Data lines:
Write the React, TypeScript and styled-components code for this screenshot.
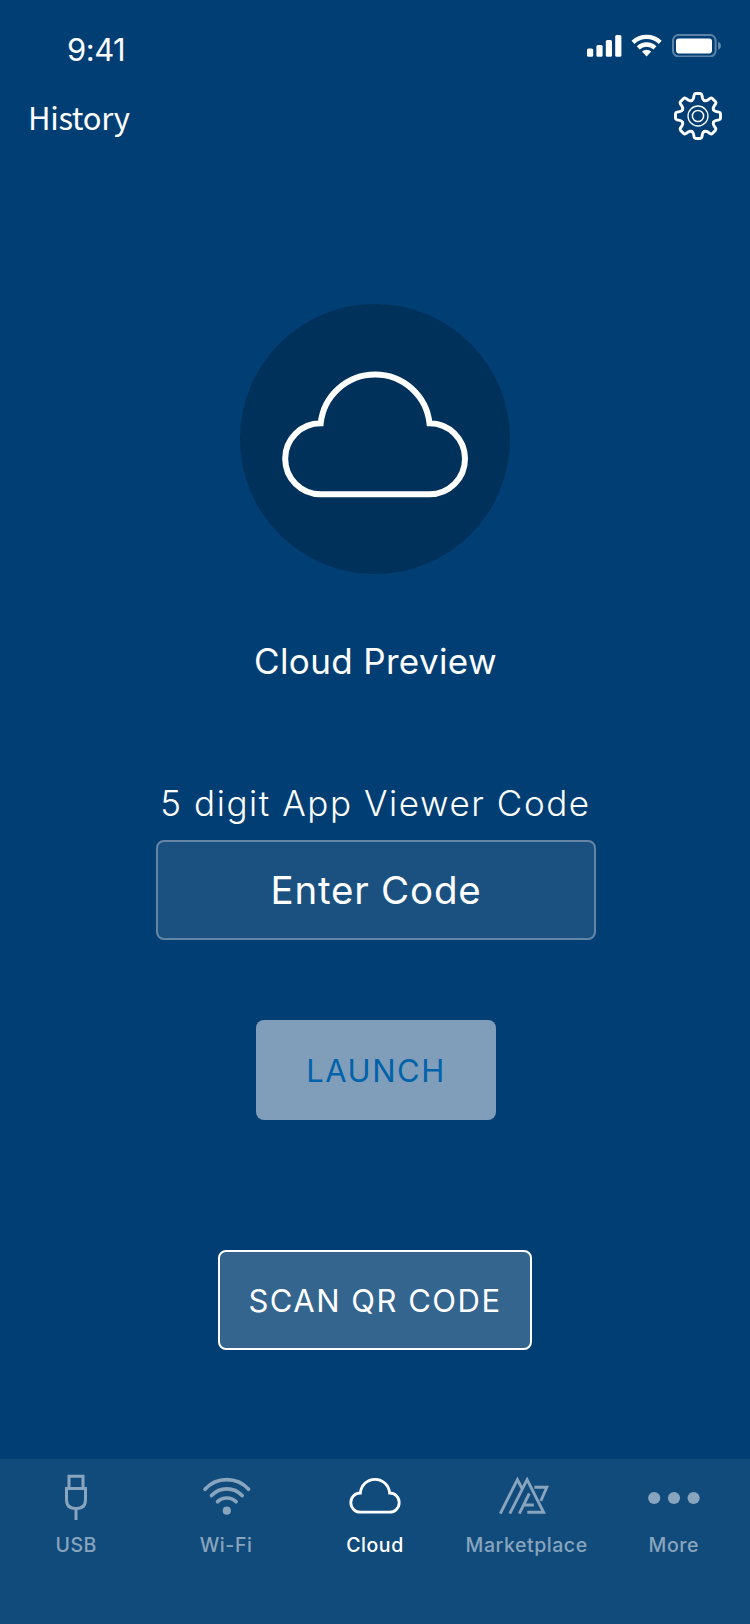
import React from "react";
import styled, { createGlobalStyle } from "styled-components";

const GlobalStyle = createGlobalStyle`
  *, *::before, *::after { box-sizing: border-box; }
  body { margin: 0; background: #003e74; }
  button, input { font: inherit; margin: 0; }
  svg { display: block; flex: none; }
`;

const Screen = styled.div`
  display: flex;
  flex-direction: column;
  width: 750px;
  height: 1624px;
  background: #003e74;
  color: #fff;
  font-family: Inter, "Liberation Sans", sans-serif;
  white-space: nowrap;
  overflow: hidden;
`;

const StatusBar = styled.header`
  display: flex;
  justify-content: space-between;
  height: 88px;
  padding: 30px 29px 0 67px;
`;

const Time = styled.time`
  font-size: 31px;
  line-height: 40px;
  letter-spacing: -0.5px;
`;

const StatusIcons = styled.div`
  display: flex;
  gap: 9px;
  padding-top: 3px;
`;

const NavBar = styled.nav`
  display: flex;
  justify-content: space-between;
  height: 56px;
  padding: 0 27px 0 28px;
`;

const HistoryLink = styled.button`
  border: 0;
  padding: 5px 0 0;
  background: none;
  color: inherit;
  font-family: "Noto Sans CJK SC", "Noto Sans", sans-serif;
  font-size: 31px;
  line-height: 46px;
  letter-spacing: -0.35px;
  height: 53px;
`;

const IconButton = styled.button`
  border: 0;
  padding: 2px 0 0;
  background: none;
  color: inherit;
  height: 54px;
`;

const Content = styled.main`
  flex: 1;
  display: flex;
  flex-direction: column;
  align-items: center;
  padding-top: 160px;
`;

const Badge = styled.div`
  display: grid;
  place-items: center;
  width: 270px;
  height: 270px;
  border-radius: 50%;
  background: #00315a;
`;

const Title = styled.h1`
  margin: 63px 0 0;
  padding-left: 1px;
  font-size: 35px;
  font-weight: 400;
  line-height: 48px;
  letter-spacing: 0.35px;
`;

const CodeLabel = styled.label`
  margin-top: 94px;
  padding-left: 1px;
  font-size: 35px;
  font-weight: 300;
  line-height: 48px;
  letter-spacing: 1.56px;
`;

const Box = styled.button<{ $width: number; $gap: number }>`
  display: flex;
  align-items: center;
  justify-content: center;
  width: ${(p) => p.$width}px;
  height: 100px;
  margin-top: ${(p) => p.$gap}px;
  padding: 2px 0 0;
  border: 2px solid transparent;
  border-radius: 8px;
  font-size: 31px;
  letter-spacing: 1.5px;
  line-height: 40px;
`;

const CodeField = styled(Box)`
  margin-left: 2px;
  padding-top: 0;
  border-color: #6685a5;
  background: #1a5181;
  color: #fff;
  font-size: 38.5px;
  letter-spacing: 0.8px;
`;

const LaunchButton = styled(Box)`
  margin-left: 2px;
  border: 0;
  background: #809eb9;
  color: #0062ab;
`;

const ScanButton = styled(Box)`
  border-color: #fff;
  background: #33658f;
  color: #fff;
`;

const TabBar = styled.nav`
  display: grid;
  grid-template-columns: repeat(5, 1fr);
  height: 165px;
  padding: 9px 1.5px 0;
  background: #114b7c;
`;

const Tab = styled.button<{ $active?: boolean }>`
  display: flex;
  flex-direction: column;
  align-items: center;
  border: 0;
  padding: 0;
  background: none;
  color: ${(p) => (p.$active ? "#fff" : "#88a5bd")};
`;

const TabLabel = styled.span<{ $indent?: number }>`
  margin-top: 4px;
  padding-left: ${(p) => p.$indent ?? 0}px;
  font-size: 19.5px;
  font-weight: 500;
  line-height: 26px;
  letter-spacing: 0.55px;
`;

function Signal() {
  return (
    <svg width="36" height="24" viewBox="586 33 36 24" fill="#fff">
      <rect x="587" y="48.5" width="6.2" height="8.2" rx="1.5" />
      <rect x="596.4" y="45" width="6.2" height="11.7" rx="1.5" />
      <rect x="605.8" y="40" width="6.2" height="16.7" rx="1.5" />
      <rect x="615.2" y="35" width="6.2" height="21.7" rx="1.5" />
    </svg>
  );
}

function StatusWifi() {
  return (
    <svg width="31" height="24" viewBox="631 33 31 24" fill="none" stroke="#fff" strokeWidth="4.3">
      <path d="M633 42.3A20 20 0 0 1 660.2 42.3" />
      <path d="M638.2 47.8A12.4 12.4 0 0 1 655 47.8" />
      <path d="M642 51.5A7 7 0 0 1 651.2 51.5L646.6 56.6Z" fill="#fff" stroke="none" />
    </svg>
  );
}

function Battery() {
  return (
    <svg width="50" height="24" viewBox="671 33 50 24">
      <rect x="673" y="35" width="42.6" height="21.4" rx="5.5" fill="none" stroke="#fff" strokeOpacity=".36" strokeWidth="2" />
      <rect x="676" y="38.4" width="36" height="15" rx="2.8" fill="#fff" />
      <path d="M718.2 41.5Q721 43 721 45.8T718.2 50Z" fill="#fff" fillOpacity=".42" />
    </svg>
  );
}

const tooth = "M-6.4-15.4Q-4.8-16.1-4.4-18.3L-3.9-21Q-3.6-22.5-2.2-22.5H2.2Q3.6-22.5 3.9-21L4.4-18.3Q4.8-16.1 6.4-15.4";

function Gear() {
  return (
    <svg width="50" height="50" viewBox="-25 -25 50 50" fill="none" stroke="currentColor" strokeLinecap="round">
      {[0, 45, 90, 135, 180, 225, 270, 315].map((angle) => (
        <path key={angle} d={tooth} transform={`rotate(${angle})`} strokeWidth="2.9" />
      ))}
      <circle r="10" strokeWidth="1.3" />
      <circle r="5.6" strokeWidth="1.5" />
    </svg>
  );
}

function BigCloud() {
  return (
    <svg width="186" height="128" viewBox="282 375 186 128" fill="none" stroke="#fff" strokeWidth="6" overflow="visible">
      <path d="M320.7 423.3A35.5 35.5 0 0 0 320.7 494.3H429.5A35.5 35.5 0 0 0 429.5 423.3A54.72 54.72 0 0 0 320.7 423.3Z" />
    </svg>
  );
}

function UsbIcon() {
  return (
    <svg width="60" height="60" viewBox="46 1468 60 60" fill="none" stroke="currentColor" strokeWidth="3">
      <path d="M69 1488V1476.2H83V1488M66.5 1488.5H85.5V1499.5Q85.5 1508.5 76.5 1508.5H75.5Q66.5 1508.5 66.5 1499.5ZM76 1508.5V1520" />
    </svg>
  );
}

function WifiIcon() {
  return (
    <svg width="60" height="60" viewBox="196.2 1468 60 60" fill="none" stroke="currentColor" strokeWidth="3.7" strokeLinecap="round">
      <path d="M205.2 1489.2A29.6 29.6 0 0 1 248.8 1489.2M211.7 1495.6A20.6 20.6 0 0 1 242.3 1495.6M217.8 1501.7A13.3 13.3 0 0 1 236.2 1501.7" />
      <circle cx="227" cy="1510.7" r="4.1" fill="currentColor" stroke="none" />
    </svg>
  );
}

function CloudIcon() {
  return (
    <svg width="60" height="60" viewBox="345 1468 60 60" fill="none" stroke="currentColor" strokeWidth="2.8">
      <path d="M360.4 1493A9.6 9.6 0 0 0 360.4 1512.2H389.6A9.6 9.6 0 0 0 389.6 1493A14.63 14.63 0 0 0 360.4 1493Z" />
    </svg>
  );
}

function MarketplaceIcon() {
  return (
    <svg width="60" height="60" viewBox="494.2 1468 60 60" fill="none" stroke="currentColor" strokeWidth="2.9">
      <path d="M500.5 1513.7L517.6 1479.6L522.5 1489M510 1513.7L527.3 1479.6L543.8 1512.3H527.5M519.5 1513.7L529.5 1493.5M525 1505H534M534.5 1487.3H547L541 1501" />
    </svg>
  );
}

function MoreIcon() {
  return (
    <svg width="60" height="60" viewBox="643.8 1468 60 60" fill="currentColor">
      <circle cx="654" cy="1498" r="6.1" />
      <circle cx="673.8" cy="1498" r="6.1" />
      <circle cx="693.4" cy="1498" r="6.1" />
    </svg>
  );
}

const tabs = [
  { label: "USB", Icon: UsbIcon },
  { label: "Wi-Fi", Icon: WifiIcon, indent: 1 },
  { label: "Cloud", Icon: CloudIcon, active: true },
  { label: "Marketplace", Icon: MarketplaceIcon, indent: 4.5 },
  { label: "More", Icon: MoreIcon },
];

export default function App() {
  return (
    <Screen>
      <GlobalStyle />
      <StatusBar>
        <Time>9:41</Time>
        <StatusIcons>
          <Signal />
          <StatusWifi />
          <Battery />
        </StatusIcons>
      </StatusBar>
      <NavBar>
        <HistoryLink>History</HistoryLink>
        <IconButton aria-label="Settings">
          <Gear />
        </IconButton>
      </NavBar>
      <Content>
        <Badge>
          <BigCloud />
        </Badge>
        <Title>Cloud Preview</Title>
        <CodeLabel>5 digit App Viewer Code</CodeLabel>
        <CodeField $width={440} $gap={13}>Enter Code</CodeField>
        <LaunchButton $width={240} $gap={80}>LAUNCH</LaunchButton>
        <ScanButton $width={314} $gap={130}>SCAN QR CODE</ScanButton>
      </Content>
      <TabBar>
        {tabs.map(({ label, Icon, active, indent }) => (
          <Tab key={label} $active={active}>
            <Icon />
            <TabLabel $indent={indent}>{label}</TabLabel>
          </Tab>
        ))}
      </TabBar>
    </Screen>
  );
}
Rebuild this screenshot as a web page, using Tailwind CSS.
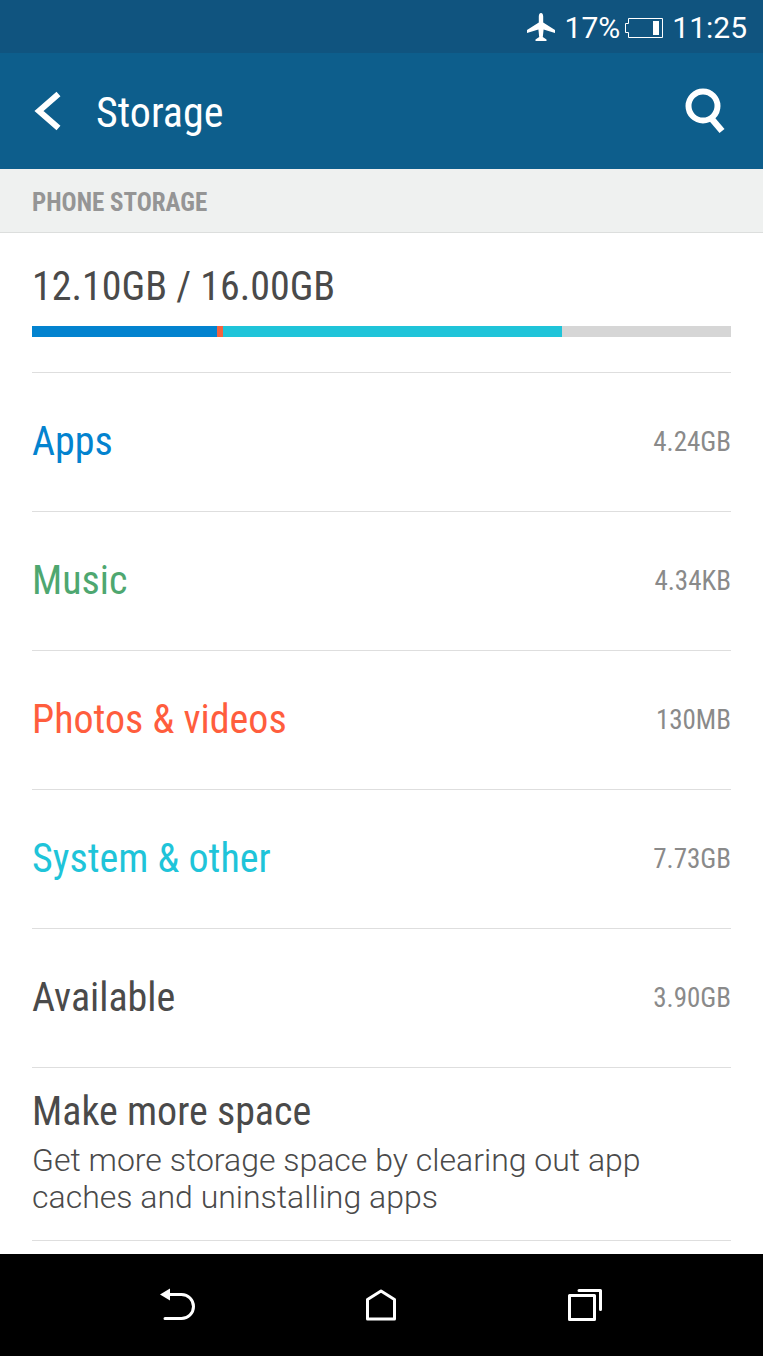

Task objective: Show every line in the entries where the string "this" occurs.

Written answer:
Write the React, TypeScript and styled-components code for this screenshot.
Rebuild this screenshot as a web page, using Tailwind CSS.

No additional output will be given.